Their natural first reaction is frustration. But then, each time, vaccinators have optimistically predicted that, with enough donations and a redoubled effort, they would get the situation under control.
“This isn’t over, not by a long shot,” Sarah Crowe, a spokeswoman for the United Nations Children’s Fund, said after the killings. “There’s still great energy in the campaign.”
Still, Pakistan needs all the help it can get. One of just three countries in the world where the disease is still endemic, Pakistan counted 198 new infections last year — the highest rate in the world.
Militant commanders have been criticizing polio vaccination campaigns — a prominent yet weakly protected sign of government presence in far-flung areas — since 2007 when Maulvi Fazlullah, a radical preacher on a white horse, strode through the northwestern Swat Valley.
Mr. Fazlullah claimed that polio vaccines were part of a plot to sterilize Muslim children, but in recent years Taliban commanders in the militant hub of North Waziristan have come up with a more political complaint: they say that immunization can resume only when American drones stop killing their comrades. Suspicion of vaccination has also intensified since the Central Intelligence Agency used a Pakistani doctor, Shakil Afridi, to run a hepatitis B vaccination scheme in order to spy on Osama bin Laden’s house in Abbottabad in 2011.
Heidi Larson, an anthropologist at the London School of Hygiene and Tropical Medicine who analyzes local support for vaccines in different countries, believes the C.I.A.’s use of Dr. Afridi has hurt the polio drive more than the Pakistan government or the eradication campaign itself will admit.
“We’re risking people’s lives here,” she said. “More people are dying as vaccinators than have from polio. There’s something wrong with that equation.”
But Oliver Rosenbauer, a spokesman for the W.H.O., said that only 1 to 2 percent of Pakistani families refuse polio vaccines, and that has not changed substantially since the C.I.A. ruse was exposed.
It may be too soon to accurately assess the impact of this week’s violence on eradication in Pakistan or globally.
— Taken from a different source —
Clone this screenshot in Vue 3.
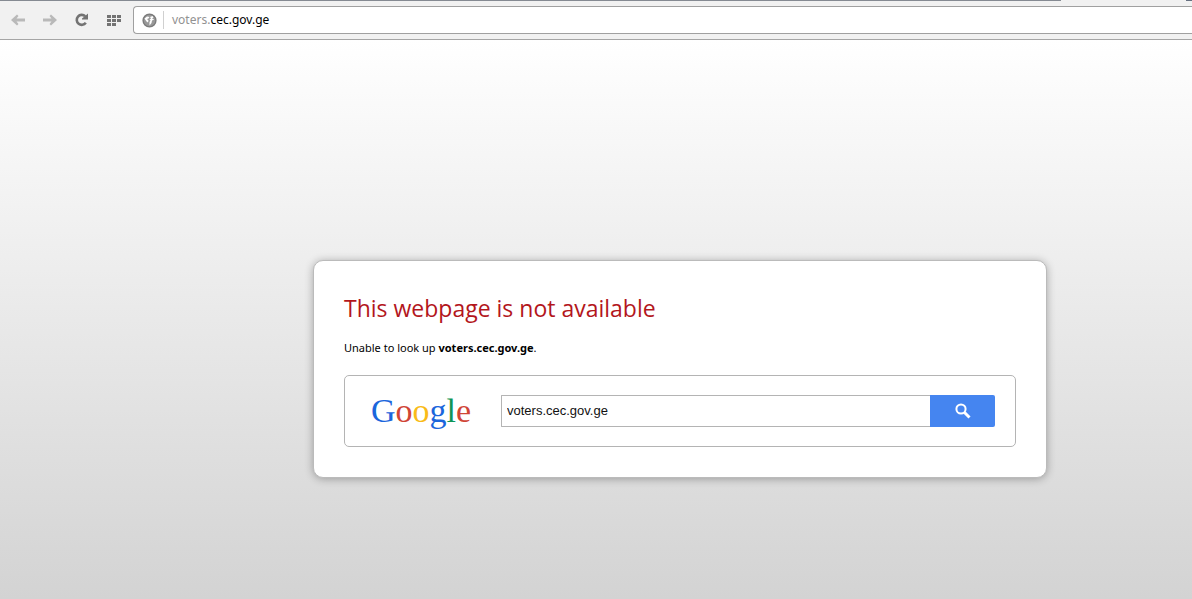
<script setup>
import { ref } from 'vue'

const host = 'voters.cec.gov.ge'
const address = ref(host)
const query = ref(host)

const logo = [
  { char: 'G', tone: 'blue' },
  { char: 'o', tone: 'red' },
  { char: 'o', tone: 'yellow' },
  { char: 'g', tone: 'blue' },
  { char: 'l', tone: 'green' },
  { char: 'e', tone: 'red' },
]
const dots = [
  [0, 0], [5, 0], [10, 0],
  [0, 4], [5, 4], [10, 4],
  [0, 8], [5, 8],
]
</script>

<template>
  <div class="browser">
    <div class="tab-edge"><span class="edge-main"></span><span class="edge-gap"></span><span class="edge-end"></span></div>
    <header class="toolbar">
      <nav class="tools" aria-label="Browser">
        <button type="button" class="tool faded" aria-label="Back">
          <svg width="14" height="12" viewBox="0 0 14 12"><path d="M0 6 6 0.5 7.5 2 5.5 4.5H14v3H5.5L7.5 10 6 11.5Z" /></svg>
        </button>
        <button type="button" class="tool faded" aria-label="Forward">
          <svg width="14" height="12" viewBox="0 0 14 12"><path d="M14 6 8 0.5 6.5 2 8.5 4.5H0v3h8.5L6.5 10 8 11.5Z" /></svg>
        </button>
        <button type="button" class="tool" aria-label="Reload">
          <svg width="14" height="14" viewBox="0 0 14 14">
            <path d="M10.200 3.200A5 5 0 1 0 10.800 9.800" fill="none" stroke="#737373" stroke-width="2.6" />
            <path d="M13 0.500V6.500H7V5.500L9.500 3.500Z" />
          </svg>
        </button>
        <button type="button" class="tool" aria-label="Speed dial">
          <svg width="14" height="11" viewBox="0 0 14 11">
            <rect v-for="(d, i) in dots" :key="i" :x="d[0]" :y="d[1]" width="4" height="3" />
          </svg>
        </button>
      </nav>
      <div class="address">
        <svg class="globe" width="15" height="15" viewBox="0 0 15 15">
          <circle cx="7.5" cy="7.5" r="6.4" fill="#989898" stroke="#7a7a7a" stroke-width="1.4" />
          <path d="M2.500 5.500 5 3.500 7.500 4 6.500 5.500 5 6 6.500 7.500 6 9.500 4.500 8.500ZM8 4 10.500 3 11.500 4.500 10 5.500 12.200 6.500 10 7.500 9.500 10 7.500 12.500 7.500 9 8.500 7.500 7.500 6.500 9 5.500Z" fill="#fff" />
        </svg>
        <div class="address-text">
          <span class="url" aria-hidden="true"><span class="sub">voters.</span>cec.gov.ge</span>
          <input v-model="address" class="url-input" type="text" aria-label="Address" spellcheck="false" />
        </div>
      </div>
    </header>

    <main class="page">
      <section class="card">
        <h1>This webpage is not available</h1>
        <p>Unable to look up <strong>{{ host }}</strong>.</p>
        <form class="search" @submit.prevent>
          <div class="logo" role="img" aria-label="Google">
            <span v-for="(l, i) in logo" :key="i" :class="l.tone">{{ l.char }}</span>
          </div>
          <input v-model="query" class="query" type="text" aria-label="Search" spellcheck="false" />
          <button type="submit" class="go" aria-label="Search">
            <svg width="16" height="16" viewBox="0 0 16 16" fill="none" stroke="#fff">
              <circle cx="6" cy="6" r="4.6" stroke-width="2" />
              <path d="M9.5 9.5 14.5 14.5" stroke-width="3" />
            </svg>
          </button>
        </form>
      </section>
    </main>
  </div>
</template>

<style>
html,
body,
#app {
  height: 100%;
}

body {
  margin: 0;
}
</style>

<style scoped>
.browser {
  box-sizing: border-box;
  min-height: 100%;
  display: flex;
  flex-direction: column;
  font-family: "Noto Sans", "Open Sans", sans-serif;
  color: #000;
  overflow: hidden;
}

.tab-edge {
  display: flex;
  height: 1px;
  background: #f1f1f1;
}

.edge-main {
  flex: 1;
  background: #858a92;
}

.edge-gap {
  width: 125px;
}

.edge-end {
  width: 6px;
  background: #667080;
}

.toolbar {
  display: flex;
  align-items: center;
  height: 38px;
  background: #f1f1f1;
  border-bottom: 1px solid #a5a5a5;
}

.tools {
  display: flex;
  padding: 0 3px 0 2px;
}

.tool {
  display: flex;
  align-items: center;
  justify-content: center;
  width: 32px;
  height: 28px;
  padding: 0;
  border: 0;
  background: none;
  fill: #737373;
}

.faded {
  fill: #b9b9b9;
}

.address {
  flex: 1;
  box-sizing: border-box;
  display: flex;
  align-items: center;
  height: 28px;
  padding-left: 8px;
  border: 1px solid #a0a0a0;
  border-right: 0;
  border-radius: 4px 0 0 4px;
  background: #fff;
}

.address-text {
  flex: 1;
  position: relative;
  display: flex;
  align-items: center;
  height: 18px;
  margin-left: 6px;
  padding-left: 8px;
  border-left: 1px solid #d0d0d0;
  font-size: 12px;
  line-height: 18px;
}

.sub {
  color: #929292;
}

.url-input {
  position: absolute;
  inset: 0;
  padding: 0 8px;
  border: 0;
  outline: 0;
  background: transparent;
  color: transparent;
  font: inherit;
}

.page {
  flex: 1;
  display: grid;
  grid-template-columns: minmax(0, 734px);
  align-content: start;
  padding: 220px 145px 120px 313px;
  background: linear-gradient(#fff, #d3d3d3);
}

.card {
  box-sizing: border-box;
  padding: 30px;
  border: 1px solid #bbb;
  border-radius: 10px;
  background: #fff;
  box-shadow: 0 1px 8px rgba(0, 0, 0, 0.3);
}

h1 {
  margin: 0;
  color: #b3161c;
  font-family: "Open Sans", "Noto Sans", sans-serif;
  font-size: 23px;
  font-weight: 400;
  line-height: 34px;
}

p {
  margin: 14px 0 18px;
  font-size: 11px;
  line-height: 18px;
}

.search {
  display: flex;
  align-items: center;
  box-sizing: border-box;
  height: 72px;
  padding: 0 20px 0 26px;
  border: 1px solid #b4b4b4;
  border-radius: 5px;
}

.logo {
  display: flex;
  width: 130px;
  font-family: "Liberation Serif", serif;
  font-size: 34px;
  line-height: 40px;
}

.blue {
  color: #1b66dc;
}

.red {
  color: #d04536;
}

.yellow {
  color: #f9bb18;
}

.green {
  color: #0f9555;
}

.query {
  flex: 1;
  min-width: 0;
  box-sizing: border-box;
  height: 32px;
  padding: 0 5px 2px;
  border: 1px solid #b4b4b4;
  border-right: 0;
  border-radius: 1px 0 0 1px;
  outline: 0;
  background: #fff;
  color: #111;
  font-family: "Liberation Sans", Arial, sans-serif;
  font-size: 13px;
}

.go {
  display: flex;
  align-items: center;
  justify-content: center;
  width: 65px;
  height: 32px;
  padding: 0;
  border: 0;
  border-radius: 0 2px 2px 0;
  background: #4585f0;
}
</style>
In any event, the rest of the world had a banner year — not a single case in India, which once had more than any other country, and no outbreaks outside the virus’s two persistent epicenters of northern Nigeria and the nearby Sahel regions of Niger and Chad, and the Pakistan-Afghanistan border region.
Where immunization has worked, it has often included the work of female volunteers — which can have other public health benefits, too.
Ms. Crowe, the Unicef spokeswoman, said that in Pakistan, “every encounter a vaccinator has with a mother delivers other messages about breast feeding, hand-washing or encouragement to take children to health centers for other immunizations.”
The anti-polio drive has tried to integrate itself so deeply into the country’s faltering public health system that an attack on vaccinators is seen not as a blow against the West, but as a blow against the lives of local women and children.
“This is not about polio,” said Dr. Bruce Aylward, who heads polio eradication at the World Health Organization. “This is someone attacking health care workers who are delivering basic interventions.”